Another attraction is Scottie’s, a louche Art Deco lounge with pale pink walls and buttons reading “Push for Champagne” for instant bubbly service. “The room takes its inspiration from F. Scott Fitzgerald who captured the champagne-soaked exuberance of the Jazz Age so beautifully,” says Fulk. “We named the space after his and Zelda Fitzgerald’s only daughter, Frances Scott ‘Scottie’ Fitzgerald.” The Edgerleys are serious collectors of vintage vinyl records, and the Hideaway bar, accessed speakeasy-style behind a secret door, is an homage to Frank Sinatra. The Founders Room is restricted to founding members. “Boston has such deep traditions in thought leadership and innovation,” Fulk says. “We wanted to set the stage as much for important conversations as memorable celebrations.”

THINK PINK Scottie’s, the ’Quin’s louche lounge
Photo by Jenna Peffley, courtesy of The 'Quin House

No photos allowed at the ’Quin, thank you very much. But Contessa, the glass-roofed northern Italian restaurant on the top floor of the nearby Newbury Boston, also designed by Fulk, has become the place to geotag on Instagram. The focal point of the Jazz Age relic that was once the Ritz, the latest from Major Food Group (which also boasts hot spots like Carbone, the Grill, and Sadelle’s), it’s Boston’s toughest reservation to score. With the Boston Public Garden across the street, “We wanted it to feel like a secret garden in the sky,” Fulk says. “We designed it like a grand conservatory with a glass roof and retractable panels for open-air dining.” The design inflections are Art Deco and modernist. The Newbury’s 286 rooms and 90 suites are in high demand, and not only come with working fireplaces, but fireplace butlers on call to help you choose your wood, then build you a roaring fire. The rooms’ calming hues of blue, gray, and cream cast a residential mood over them, and from the blue-velvet window nooks there are sweeping views. The Mansion suite is VIP: at 1,925 square feet, it has a living room, a dining room, a butler’s pantry, and a personal “attaché” to arrange en suite entertaining.

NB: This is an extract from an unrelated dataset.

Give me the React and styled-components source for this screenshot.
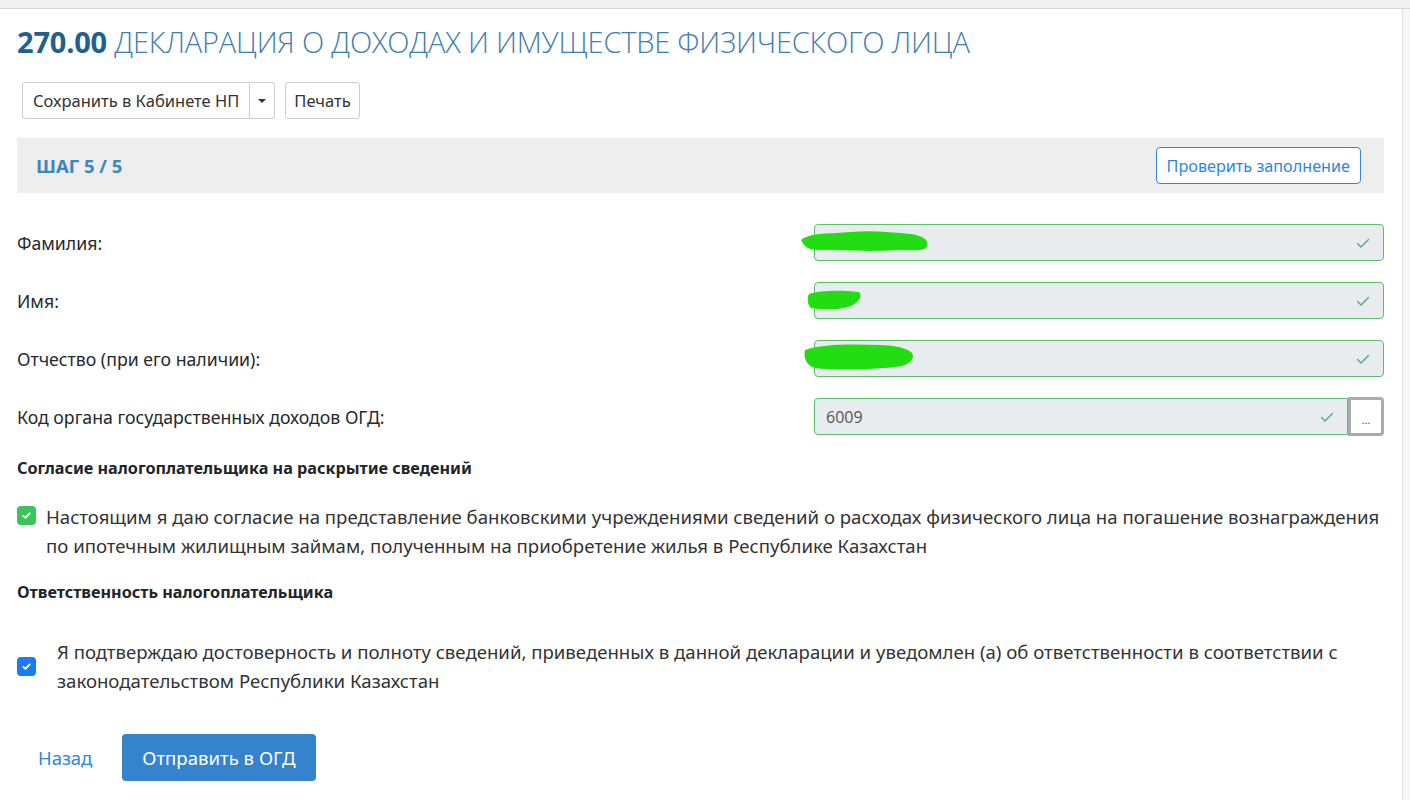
import React from "react";
import styled, { createGlobalStyle } from "styled-components";

const Global = createGlobalStyle`
  html, body { margin: 0; padding: 0; background: #fff; }
  body { font-family: "Noto Sans", "Open Sans", sans-serif; color: #212529; }
  * { box-sizing: border-box; }
`;

const TopBar = styled.div`
  height: 9px;
  background: #f0f0f0;
  border-bottom: 1px solid #d6d6d6;
`;

const Frame = styled.div`
  display: flex;
  min-height: 791px;
`;

const Main = styled.main`
  flex: 1;
  padding: 0 18px 0 17px;
`;

const Gutter = styled.div`
  width: 8px;
  background: #f6f6f6;
  border-left: 1px solid #e2e2e2;
`;

const Title = styled.h1`
  margin: 15px 0 0;
  font-family: "Open Sans", sans-serif;
  font-size: 29px;
  line-height: 35px;
  font-weight: 300;
  color: #3f7db2;
  letter-spacing: -0.2px;
  b { font-weight: 700; color: #225f8e; }
`;

const Toolbar = styled.div`
  display: flex;
  gap: 10px;
  margin: 23px 0 0 5px;
`;

const SplitGroup = styled.div`
  display: flex;
`;

const ToolButton = styled.button`
  height: 37px;
  padding: 0 ${(p) => p.$pad || "10px"};
  font-family: "Noto Sans", sans-serif;
  font-size: 16.5px;
  color: #333;
  background: #fff;
  border: 1px solid #ccc;
  border-radius: ${(p) => p.$radius || "3px"};
  display: flex;
  align-items: center;
  justify-content: center;
  ${(p) => p.$caret && "width: 25px; padding: 0; border-left: none;"}
`;

const Caret = styled.span`
  width: 0;
  height: 0;
  border-left: 4px solid transparent;
  border-right: 4px solid transparent;
  border-top: 4px solid #333;
`;

const StepPanel = styled.div`
  margin-top: 19px;
  height: 55px;
  background: #eeeeee;
  display: flex;
  align-items: center;
  justify-content: space-between;
  padding: 0 23px 0 19px;
`;

const StepTitle = styled.span`
  font-family: "Open Sans", sans-serif;
  font-size: 18.5px;
  font-weight: 700;
  color: #3a86c2;
`;

const OutlineButton = styled.button`
  height: 37px;
  padding: 0 10px;
  font-family: "Noto Sans", sans-serif;
  font-size: 16.2px;
  color: #2f86e0;
  background: #fff;
  border: 1px solid #2f86e0;
  border-radius: 4px;
`;

const Form = styled.div`
  margin-top: 31px;
  display: flex;
  flex-direction: column;
  gap: 21px;
`;

const Row = styled.div`
  display: grid;
  grid-template-columns: 797px 1fr;
  align-items: center;
`;

const Label = styled.label`
  font-size: 17.7px;
  color: #26292c;
`;

const InputGroup = styled.div`
  display: flex;
  align-items: stretch;
  height: 37px;
`;

const Field = styled.div`
  flex: 1;
  position: relative;
  background: #e9ecef;
  border: 1px solid #5cbf6a;
  border-radius: ${(p) => (p.$attached ? "4px 0 0 4px" : "4px")};
  display: flex;
  align-items: center;
  padding: 0 12px 0 11px;
  font-family: "Open Sans", sans-serif;
  font-size: 16px;
  color: #555;
`;

const Value = styled.span`
  flex: 1;
`;

const Scribble = styled.svg`
  position: absolute;
  left: -14px;
  top: 1px;
  overflow: visible;
`;

const Ellipsis = styled.button`
  width: 36px;
  background: #fff;
  border: 3px solid #a9abae;
  border-radius: 0 4px 4px 0;
  margin: -1px 0 -1px 0;
  font-size: 11px;
  color: #333;
  padding: 6px 0 0;
`;

const SectionTitle = styled.h4`
  margin: ${(p) => p.$mt || "23px"} 0 0;
  font-size: 16.2px;
  line-height: 20px;
  font-weight: 700;
  color: #212529;
`;

const CheckRow = styled.div`
  margin-top: ${(p) => p.$mt};
  display: flex;
  align-items: ${(p) => (p.$center ? "center" : "flex-start")};
  gap: ${(p) => p.$gap};
`;

const Box = styled.span`
  flex: none;
  width: 19px;
  height: 19px;
  border-radius: 4px;
  background: ${(p) => p.$color};
  display: flex;
  align-items: center;
  justify-content: center;
  margin-top: ${(p) => p.$mt || "0"};
`;

const CheckText = styled.p`
  margin: 0;
  font-size: 18.6px;
  line-height: 28.5px;
  color: #333;
`;

const Actions = styled.div`
  margin-top: 39px;
  display: flex;
  align-items: center;
  gap: 30px;
  padding-left: 21px;
`;

const BackLink = styled.a`
  font-size: 18.4px;
  color: #2f86e0;
  text-decoration: none;
`;

const PrimaryButton = styled.button`
  height: 47px;
  padding: 0 20px;
  background: #3483cc;
  color: #fff;
  border: none;
  border-radius: 4px;
  font-family: "Noto Sans", sans-serif;
  font-size: 18.6px;
`;

const Tick = ({ color = "#4cae6a", size = 16 }) => (
  <svg width={size} height={size} viewBox="0 0 16 16" fill="none">
    <path d="M2.5 8.5l3.5 3.5 7.5-7.5" stroke={color} strokeWidth="1.4" strokeLinecap="round" strokeLinejoin="round" />
  </svg>
);

const BoxTick = () => (
  <svg width="11" height="11" viewBox="0 0 12 12" fill="none">
    <path d="M2.5 6.3l2.3 2.3 4.7-4.9" stroke="#fff" strokeWidth="2" strokeLinecap="round" strokeLinejoin="round" />
  </svg>
);

const scribbles = [
  { w: 130, d: "M0 14 C10 6 30 8 50 6 C70 4 90 6 110 8 C122 10 128 14 126 20 C124 26 110 24 96 24 C70 26 40 24 20 24 C8 24 4 22 0 14 Z" },
  { w: 60, d: "M8 10 C20 6 40 6 58 8 C62 12 58 18 50 22 C40 26 22 26 10 24 C6 20 6 14 8 10 Z" },
  { w: 115, d: "M4 8 C20 2 50 2 80 3 C100 4 112 8 112 14 C112 22 100 26 80 26 C60 28 30 28 14 26 C6 24 2 16 4 8 Z" },
];

const fields = [
  { label: "Фамилия:", s: 0 },
  { label: "Имя:", s: 1 },
  { label: "Отчество (при его наличии):", s: 2 },
];

export default function App() {
  return (
    <>
      <Global />
      <TopBar />
      <Frame>
        <Main>
          <Title>
            <b>270.00</b> ДЕКЛАРАЦИЯ О ДОХОДАХ И ИМУЩЕСТВЕ ФИЗИЧЕСКОГО ЛИЦА
          </Title>
          <Toolbar>
            <SplitGroup>
              <ToolButton $radius="3px 0 0 3px">Сохранить в Кабинете НП</ToolButton>
              <ToolButton $caret $radius="0 3px 3px 0">
                <Caret />
              </ToolButton>
            </SplitGroup>
            <ToolButton $pad="8px">Печать</ToolButton>
          </Toolbar>
          <StepPanel>
            <StepTitle>ШАГ 5 / 5</StepTitle>
            <OutlineButton>Проверить заполнение</OutlineButton>
          </StepPanel>
          <Form>
            {fields.map((f) => (
              <Row key={f.label}>
                <Label>{f.label}</Label>
                <InputGroup>
                  <Field>
                    <Scribble width={scribbles[f.s].w} height="30">
                      <path d={scribbles[f.s].d} fill="#22dd11" />
                    </Scribble>
                    <Value />
                    <Tick />
                  </Field>
                </InputGroup>
              </Row>
            ))}
            <Row>
              <Label>Код органа государственных доходов ОГД:</Label>
              <InputGroup>
                <Field $attached>
                  <Value>6009</Value>
                  <Tick />
                </Field>
                <Ellipsis>...</Ellipsis>
              </InputGroup>
            </Row>
          </Form>
          <SectionTitle>Согласие налогоплательщика на раскрытие сведений</SectionTitle>
          <CheckRow $mt="25px" $gap="10px">
            <Box $color="#3cc35a" $mt="3px">
              <BoxTick />
            </Box>
            <CheckText>
              Настоящим я даю согласие на представление банковскими учреждениями сведений о расходах физического лица на погашение вознаграждения по ипотечным жилищным займам, полученным на приобретение жилья в Республике Казахстан
            </CheckText>
          </CheckRow>
          <SectionTitle $mt="22px">Ответственность налогоплательщика</SectionTitle>
          <CheckRow $mt="36px" $gap="21px" $center>
            <Box $color="#1a7cf5">
              <BoxTick />
            </Box>
            <CheckText>
              Я подтверждаю достоверность и полноту сведений, приведенных в данной декларации и уведомлен (а) об ответственности в соответствии с законодательством Республики Казахстан
            </CheckText>
          </CheckRow>
          <Actions>
            <BackLink href="#">Назад</BackLink>
            <PrimaryButton>Отправить в ОГД</PrimaryButton>
          </Actions>
        </Main>
        <Gutter />
      </Frame>
    </>
  );
}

SKY HIGH A Ken Fulk-designed booth at Contessa, on the roof
Photo by Douglas Friedman, courtesy of The Newbury
HALL PASS A mural passageway at the Newbury Boston
Photo by Douglas Friedman, courtesy of The Newbury

Art is everywhere at the Newbury, too. Mike Carroll, who owns the Schoolhouse Gallery in Provincetown, and Lynne Kortenhaus, one of his artists, have chosen an eclectic mix of art, from Yousuf Karsh portraits of creative icons like Martha Graham, I.M. Pei, and Jessye Norman in the clubby Library lounge to Jeannie Motherwell’s trippy acrylic abstract paintings in the Street Bar and David Akiba’s lush large-scale landscape prints in the Assembly foyer. Hanging over the grand staircase is a towering chrome chandelier by Brand van Egmond. The Garden Room still features the famous cobalt-blue chandeliers from the original Ritz. In 1927, some 200 guests gathered beneath them for the hotel’s opening. They dined on a seven-course dinner of caviar imperial d’Astrakan, lobster au whiskey, and soufflé glacé Cyrano. Even Jimmy Walker, the mayor of New York, was there. Someone better alert Eric Adams.